A good topic model will have fairly big, non-overlapping bubbles scattered throughout the chart instead of being clustered in one quadrant.
A model with too many topics, will typically have many overlaps, small sized bubbles clustered in one region of the chart.
We have successfully built a good looking topic model.
Given our prior knowledge of the number of natural topics in the document, finding the best model will be a straightforward task.
Improvements
So far you have seen Gensim’s inbuilt version of the LDA algorithm. Mallet’s version, however, often gives a better quality of topics. Gensim provides a wrapper to implement Mallet’s LDA from within Gensim itself. You only need to download the zip file, unzip it and provide the path to mallet in the unzipped directory to gensim.models.wrappers.LdaMallet.

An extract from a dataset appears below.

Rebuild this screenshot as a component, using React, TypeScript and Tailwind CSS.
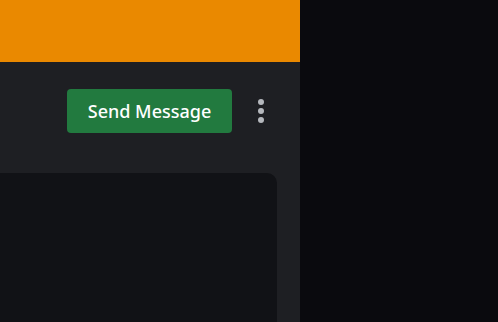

Finding the optimal number of topics for LDA
The simplest way to find the optimal number of topics is to build many LDA models with different values of number of topics (k) and pick the one that gives the highest coherence value. If you see the same keywords being repeated in multiple topics, it’s probably a sign that the ‘k’ is too large.
If the coherence score seems to keep increasing, it may make better sense to pick the model that gave the highest CV before flattening out.
Here we can see at topic count 20 we are getting highest CV.
We can further analyze by finding the dominant topic in each sentence and use it for our business decisions.
Conclusion
We started with understanding what topic modeling can do. We built a basic topic model using Gensim’s LDA and visualize the topics using pyLDAvis. We saw how to find the optimal number of topics using coherence scores and how you can come to a logical understanding of how to choose the optimal model.
You can get the complete code here. Hope you have enjoyed the blog. Happy learning!!